++++ Data provided ++++
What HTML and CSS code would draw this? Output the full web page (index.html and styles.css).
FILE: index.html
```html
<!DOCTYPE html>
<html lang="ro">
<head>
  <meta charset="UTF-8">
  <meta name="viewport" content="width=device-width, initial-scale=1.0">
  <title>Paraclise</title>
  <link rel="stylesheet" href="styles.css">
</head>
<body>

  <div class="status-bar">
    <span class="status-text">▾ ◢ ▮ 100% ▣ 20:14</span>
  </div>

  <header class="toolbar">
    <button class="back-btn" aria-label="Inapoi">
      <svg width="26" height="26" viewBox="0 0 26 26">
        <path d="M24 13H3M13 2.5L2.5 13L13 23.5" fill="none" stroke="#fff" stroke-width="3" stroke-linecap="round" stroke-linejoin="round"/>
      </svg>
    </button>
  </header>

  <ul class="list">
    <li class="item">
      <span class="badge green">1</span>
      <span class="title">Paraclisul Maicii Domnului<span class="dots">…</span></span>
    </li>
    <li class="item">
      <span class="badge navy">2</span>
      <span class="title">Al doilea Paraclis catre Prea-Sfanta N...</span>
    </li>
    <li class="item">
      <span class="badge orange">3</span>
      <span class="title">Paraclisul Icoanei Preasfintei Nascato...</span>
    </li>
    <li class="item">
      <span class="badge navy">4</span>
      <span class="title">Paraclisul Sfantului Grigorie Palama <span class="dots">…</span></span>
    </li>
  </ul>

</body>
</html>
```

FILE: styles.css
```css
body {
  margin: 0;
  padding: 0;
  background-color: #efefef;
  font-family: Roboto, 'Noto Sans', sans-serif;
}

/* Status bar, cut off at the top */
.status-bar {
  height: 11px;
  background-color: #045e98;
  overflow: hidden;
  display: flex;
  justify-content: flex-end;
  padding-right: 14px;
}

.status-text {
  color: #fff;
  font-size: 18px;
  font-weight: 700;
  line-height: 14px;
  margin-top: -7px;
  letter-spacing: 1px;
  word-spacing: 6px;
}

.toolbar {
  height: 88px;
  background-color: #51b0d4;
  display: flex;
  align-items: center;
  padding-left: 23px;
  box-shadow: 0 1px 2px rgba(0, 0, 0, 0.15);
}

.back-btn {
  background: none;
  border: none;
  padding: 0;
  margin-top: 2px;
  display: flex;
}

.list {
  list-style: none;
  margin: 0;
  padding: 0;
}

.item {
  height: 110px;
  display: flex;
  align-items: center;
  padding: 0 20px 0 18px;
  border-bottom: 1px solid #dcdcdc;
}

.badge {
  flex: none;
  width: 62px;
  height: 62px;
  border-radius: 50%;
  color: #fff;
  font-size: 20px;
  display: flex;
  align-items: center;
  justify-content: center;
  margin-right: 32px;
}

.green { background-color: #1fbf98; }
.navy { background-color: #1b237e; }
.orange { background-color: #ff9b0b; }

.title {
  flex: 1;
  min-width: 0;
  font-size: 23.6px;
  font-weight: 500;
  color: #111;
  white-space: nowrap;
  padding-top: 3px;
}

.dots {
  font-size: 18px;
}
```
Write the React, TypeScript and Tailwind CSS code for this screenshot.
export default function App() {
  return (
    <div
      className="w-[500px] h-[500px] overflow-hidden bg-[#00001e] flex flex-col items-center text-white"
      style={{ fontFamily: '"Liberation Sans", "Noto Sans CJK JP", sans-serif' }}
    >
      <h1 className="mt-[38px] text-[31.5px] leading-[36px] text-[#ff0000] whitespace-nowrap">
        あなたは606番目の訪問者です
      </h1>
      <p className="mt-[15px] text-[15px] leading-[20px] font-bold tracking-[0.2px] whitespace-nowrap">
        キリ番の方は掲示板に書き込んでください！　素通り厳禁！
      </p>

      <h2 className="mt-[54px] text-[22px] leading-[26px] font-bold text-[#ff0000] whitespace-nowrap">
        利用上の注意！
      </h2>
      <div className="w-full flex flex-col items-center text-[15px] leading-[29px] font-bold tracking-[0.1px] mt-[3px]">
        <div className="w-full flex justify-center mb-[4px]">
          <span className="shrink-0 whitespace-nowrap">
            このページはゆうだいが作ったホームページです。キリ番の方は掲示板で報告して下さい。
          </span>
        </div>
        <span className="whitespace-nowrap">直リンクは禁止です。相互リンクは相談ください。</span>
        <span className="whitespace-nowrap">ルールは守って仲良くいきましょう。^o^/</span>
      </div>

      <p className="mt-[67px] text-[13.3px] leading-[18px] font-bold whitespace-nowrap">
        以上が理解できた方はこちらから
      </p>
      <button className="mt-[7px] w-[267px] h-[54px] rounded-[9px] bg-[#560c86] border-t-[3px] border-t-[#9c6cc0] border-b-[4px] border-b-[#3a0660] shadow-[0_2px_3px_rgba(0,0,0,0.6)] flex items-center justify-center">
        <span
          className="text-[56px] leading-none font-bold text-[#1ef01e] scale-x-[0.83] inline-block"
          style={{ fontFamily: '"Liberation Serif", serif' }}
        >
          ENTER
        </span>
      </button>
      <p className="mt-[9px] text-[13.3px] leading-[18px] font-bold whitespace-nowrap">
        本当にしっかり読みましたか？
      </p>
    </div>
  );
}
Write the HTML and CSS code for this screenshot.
++++
Required task
Everything in the listing above should be restated exactly.

Correct response
What HTML and CSS code would draw this? Output the full web page (index.html and styles.css).
FILE: index.html
```html
<!DOCTYPE html>
<html lang="ro">
<head>
  <meta charset="UTF-8">
  <meta name="viewport" content="width=device-width, initial-scale=1.0">
  <title>Paraclise</title>
  <link rel="stylesheet" href="styles.css">
</head>
<body>

  <div class="status-bar">
    <span class="status-text">▾ ◢ ▮ 100% ▣ 20:14</span>
  </div>

  <header class="toolbar">
    <button class="back-btn" aria-label="Inapoi">
      <svg width="26" height="26" viewBox="0 0 26 26">
        <path d="M24 13H3M13 2.5L2.5 13L13 23.5" fill="none" stroke="#fff" stroke-width="3" stroke-linecap="round" stroke-linejoin="round"/>
      </svg>
    </button>
  </header>

  <ul class="list">
    <li class="item">
      <span class="badge green">1</span>
      <span class="title">Paraclisul Maicii Domnului<span class="dots">…</span></span>
    </li>
    <li class="item">
      <span class="badge navy">2</span>
      <span class="title">Al doilea Paraclis catre Prea-Sfanta N...</span>
    </li>
    <li class="item">
      <span class="badge orange">3</span>
      <span class="title">Paraclisul Icoanei Preasfintei Nascato...</span>
    </li>
    <li class="item">
      <span class="badge navy">4</span>
      <span class="title">Paraclisul Sfantului Grigorie Palama <span class="dots">…</span></span>
    </li>
  </ul>

</body>
</html>
```

FILE: styles.css
```css
body {
  margin: 0;
  padding: 0;
  background-color: #efefef;
  font-family: Roboto, 'Noto Sans', sans-serif;
}

/* Status bar, cut off at the top */
.status-bar {
  height: 11px;
  background-color: #045e98;
  overflow: hidden;
  display: flex;
  justify-content: flex-end;
  padding-right: 14px;
}

.status-text {
  color: #fff;
  font-size: 18px;
  font-weight: 700;
  line-height: 14px;
  margin-top: -7px;
  letter-spacing: 1px;
  word-spacing: 6px;
}

.toolbar {
  height: 88px;
  background-color: #51b0d4;
  display: flex;
  align-items: center;
  padding-left: 23px;
  box-shadow: 0 1px 2px rgba(0, 0, 0, 0.15);
}

.back-btn {
  background: none;
  border: none;
  padding: 0;
  margin-top: 2px;
  display: flex;
}

.list {
  list-style: none;
  margin: 0;
  padding: 0;
}

.item {
  height: 110px;
  display: flex;
  align-items: center;
  padding: 0 20px 0 18px;
  border-bottom: 1px solid #dcdcdc;
}

.badge {
  flex: none;
  width: 62px;
  height: 62px;
  border-radius: 50%;
  color: #fff;
  font-size: 20px;
  display: flex;
  align-items: center;
  justify-content: center;
  margin-right: 32px;
}

.green { background-color: #1fbf98; }
.navy { background-color: #1b237e; }
.orange { background-color: #ff9b0b; }

.title {
  flex: 1;
  min-width: 0;
  font-size: 23.6px;
  font-weight: 500;
  color: #111;
  white-space: nowrap;
  padding-top: 3px;
}

.dots {
  font-size: 18px;
}
```
Write the React, TypeScript and Tailwind CSS code for this screenshot.
export default function App() {
  return (
    <div
      className="w-[500px] h-[500px] overflow-hidden bg-[#00001e] flex flex-col items-center text-white"
      style={{ fontFamily: '"Liberation Sans", "Noto Sans CJK JP", sans-serif' }}
    >
      <h1 className="mt-[38px] text-[31.5px] leading-[36px] text-[#ff0000] whitespace-nowrap">
        あなたは606番目の訪問者です
      </h1>
      <p className="mt-[15px] text-[15px] leading-[20px] font-bold tracking-[0.2px] whitespace-nowrap">
        キリ番の方は掲示板に書き込んでください！　素通り厳禁！
      </p>

      <h2 className="mt-[54px] text-[22px] leading-[26px] font-bold text-[#ff0000] whitespace-nowrap">
        利用上の注意！
      </h2>
      <div className="w-full flex flex-col items-center text-[15px] leading-[29px] font-bold tracking-[0.1px] mt-[3px]">
        <div className="w-full flex justify-center mb-[4px]">
          <span className="shrink-0 whitespace-nowrap">
            このページはゆうだいが作ったホームページです。キリ番の方は掲示板で報告して下さい。
          </span>
        </div>
        <span className="whitespace-nowrap">直リンクは禁止です。相互リンクは相談ください。</span>
        <span className="whitespace-nowrap">ルールは守って仲良くいきましょう。^o^/</span>
      </div>

      <p className="mt-[67px] text-[13.3px] leading-[18px] font-bold whitespace-nowrap">
        以上が理解できた方はこちらから
      </p>
      <button className="mt-[7px] w-[267px] h-[54px] rounded-[9px] bg-[#560c86] border-t-[3px] border-t-[#9c6cc0] border-b-[4px] border-b-[#3a0660] shadow-[0_2px_3px_rgba(0,0,0,0.6)] flex items-center justify-center">
        <span
          className="text-[56px] leading-none font-bold text-[#1ef01e] scale-x-[0.83] inline-block"
          style={{ fontFamily: '"Liberation Serif", serif' }}
        >
          ENTER
        </span>
      </button>
      <p className="mt-[9px] text-[13.3px] leading-[18px] font-bold whitespace-nowrap">
        本当にしっかり読みましたか？
      </p>
    </div>
  );
}
Write the HTML and CSS code for this screenshot.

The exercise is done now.